**SET EXERCISE**
Where a line in the listing contains the string "index", copy that line out.

**RECORDS**

════════════════════

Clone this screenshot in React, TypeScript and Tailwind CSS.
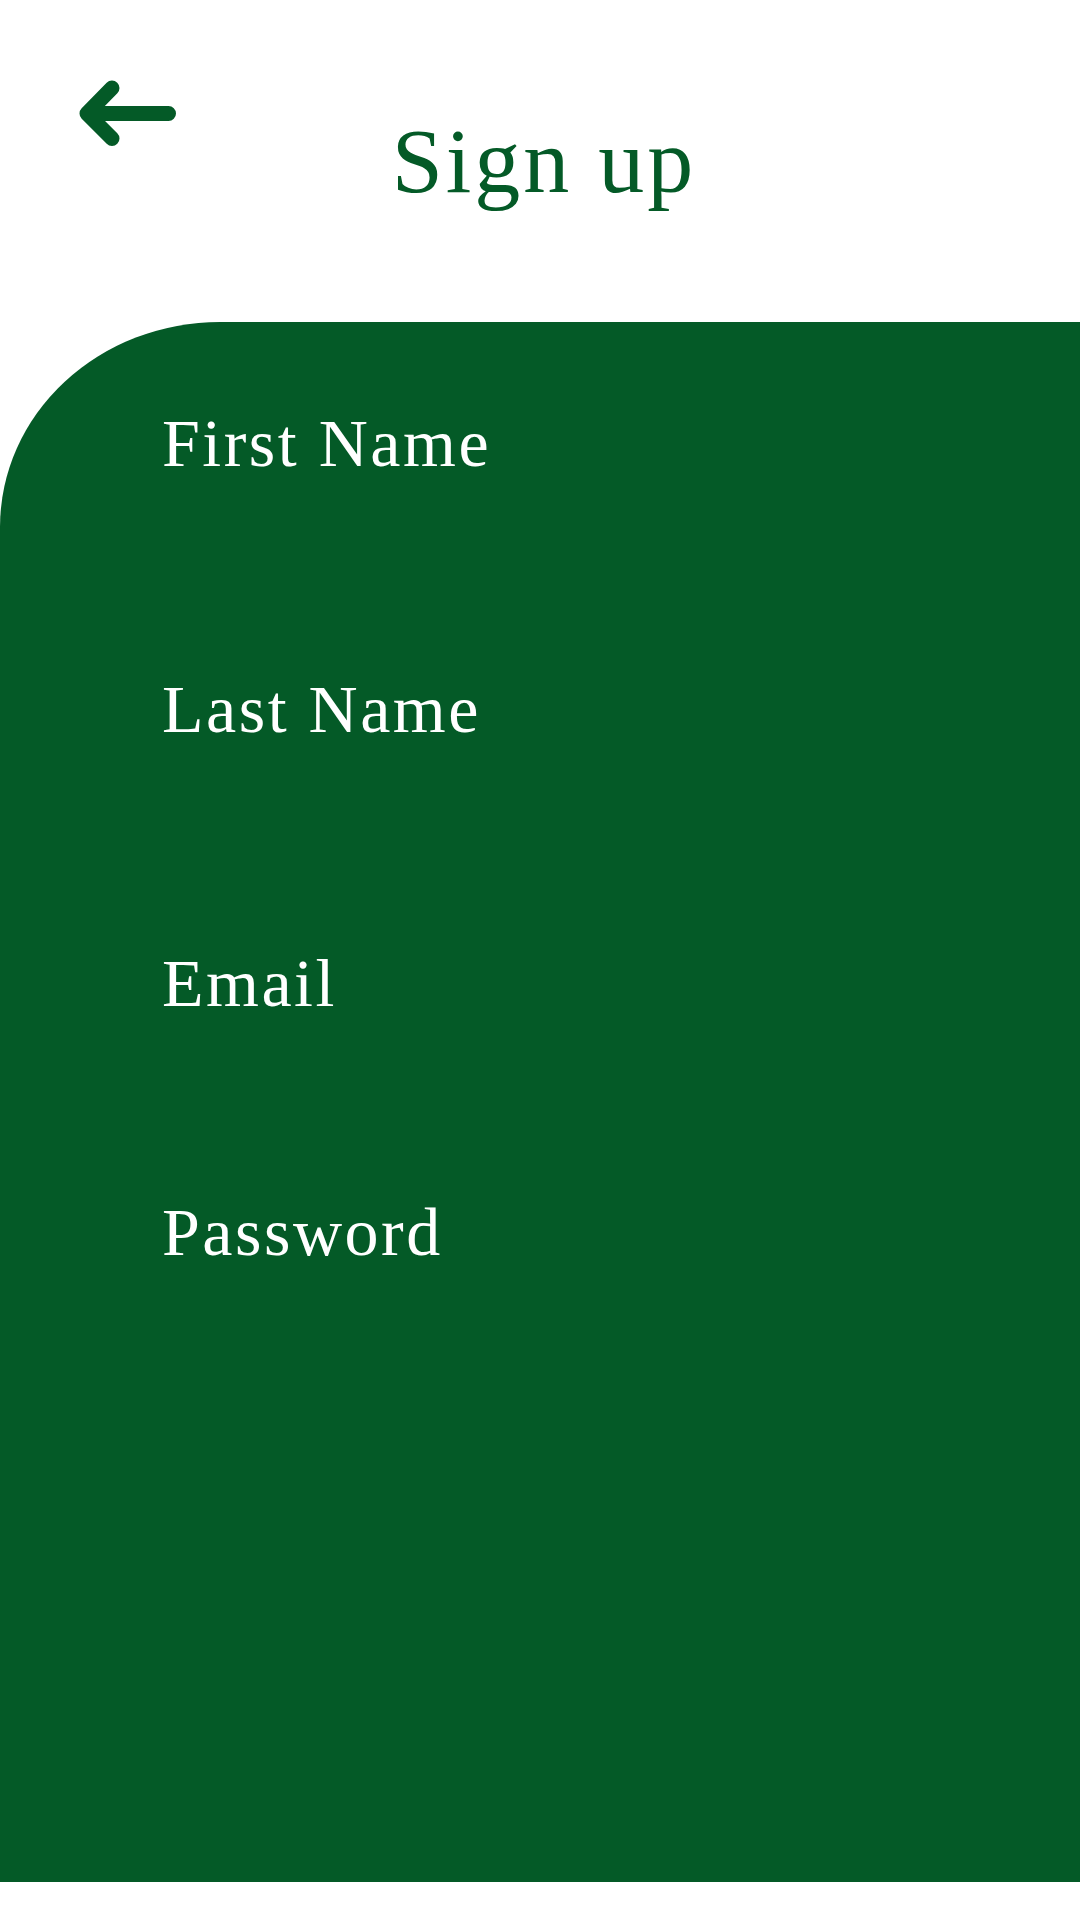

════════════════════

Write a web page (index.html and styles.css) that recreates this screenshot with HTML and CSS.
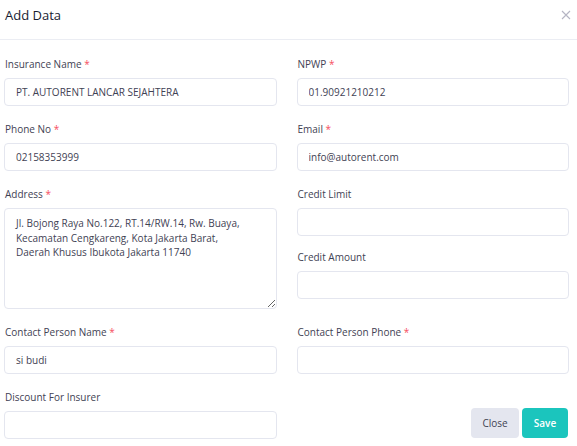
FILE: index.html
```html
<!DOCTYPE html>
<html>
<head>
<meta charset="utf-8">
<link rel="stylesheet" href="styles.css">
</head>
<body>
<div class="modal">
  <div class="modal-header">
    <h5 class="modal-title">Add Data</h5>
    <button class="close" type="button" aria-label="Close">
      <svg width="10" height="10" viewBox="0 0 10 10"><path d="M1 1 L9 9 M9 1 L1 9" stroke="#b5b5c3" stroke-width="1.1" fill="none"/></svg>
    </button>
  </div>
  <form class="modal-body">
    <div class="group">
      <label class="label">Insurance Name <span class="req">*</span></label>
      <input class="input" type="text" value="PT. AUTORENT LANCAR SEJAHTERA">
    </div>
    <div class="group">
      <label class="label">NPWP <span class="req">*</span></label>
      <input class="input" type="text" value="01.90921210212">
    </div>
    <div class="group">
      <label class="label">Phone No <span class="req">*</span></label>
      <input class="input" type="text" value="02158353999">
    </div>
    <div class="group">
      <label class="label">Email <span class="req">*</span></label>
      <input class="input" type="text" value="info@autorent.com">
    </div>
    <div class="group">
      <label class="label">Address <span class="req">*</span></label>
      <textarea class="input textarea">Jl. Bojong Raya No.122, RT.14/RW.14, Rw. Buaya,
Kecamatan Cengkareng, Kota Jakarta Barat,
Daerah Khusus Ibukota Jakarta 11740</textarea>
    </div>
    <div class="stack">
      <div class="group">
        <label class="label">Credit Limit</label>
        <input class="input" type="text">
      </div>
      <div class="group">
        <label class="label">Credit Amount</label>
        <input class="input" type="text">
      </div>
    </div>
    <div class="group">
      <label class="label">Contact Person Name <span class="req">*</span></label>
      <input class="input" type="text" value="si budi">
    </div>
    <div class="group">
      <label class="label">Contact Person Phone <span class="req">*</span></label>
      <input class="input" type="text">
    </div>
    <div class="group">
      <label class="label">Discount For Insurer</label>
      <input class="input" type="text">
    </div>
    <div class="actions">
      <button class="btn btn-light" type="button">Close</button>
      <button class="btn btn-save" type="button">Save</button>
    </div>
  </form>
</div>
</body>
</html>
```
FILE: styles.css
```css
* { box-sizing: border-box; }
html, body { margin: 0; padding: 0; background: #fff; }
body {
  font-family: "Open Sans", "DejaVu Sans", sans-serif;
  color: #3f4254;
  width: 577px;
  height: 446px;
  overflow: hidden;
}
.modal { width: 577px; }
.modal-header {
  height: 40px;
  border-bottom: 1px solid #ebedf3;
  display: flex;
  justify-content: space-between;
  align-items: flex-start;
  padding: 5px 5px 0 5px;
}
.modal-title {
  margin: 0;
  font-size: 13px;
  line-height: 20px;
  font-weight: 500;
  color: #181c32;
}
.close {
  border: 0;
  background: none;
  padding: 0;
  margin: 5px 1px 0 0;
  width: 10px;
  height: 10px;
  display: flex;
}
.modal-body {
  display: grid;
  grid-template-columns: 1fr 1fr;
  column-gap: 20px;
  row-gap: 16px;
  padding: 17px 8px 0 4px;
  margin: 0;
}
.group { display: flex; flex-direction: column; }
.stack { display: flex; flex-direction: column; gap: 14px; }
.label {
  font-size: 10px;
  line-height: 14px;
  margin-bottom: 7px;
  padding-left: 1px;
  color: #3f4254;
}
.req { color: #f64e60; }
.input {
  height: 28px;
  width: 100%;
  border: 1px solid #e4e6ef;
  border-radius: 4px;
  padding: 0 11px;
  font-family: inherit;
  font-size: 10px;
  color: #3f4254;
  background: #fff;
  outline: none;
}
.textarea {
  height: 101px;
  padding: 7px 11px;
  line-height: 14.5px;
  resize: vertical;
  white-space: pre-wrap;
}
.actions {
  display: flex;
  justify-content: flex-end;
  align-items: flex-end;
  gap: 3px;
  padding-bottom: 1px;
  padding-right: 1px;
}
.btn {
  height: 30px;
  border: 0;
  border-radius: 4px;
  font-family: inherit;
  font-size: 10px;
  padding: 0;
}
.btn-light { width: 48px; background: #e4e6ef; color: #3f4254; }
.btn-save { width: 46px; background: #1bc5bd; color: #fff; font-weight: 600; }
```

════════════════════

**ANSWER TO THIS TASK**
Write a web page (index.html and styles.css) that recreates this screenshot with HTML and CSS.
FILE: index.html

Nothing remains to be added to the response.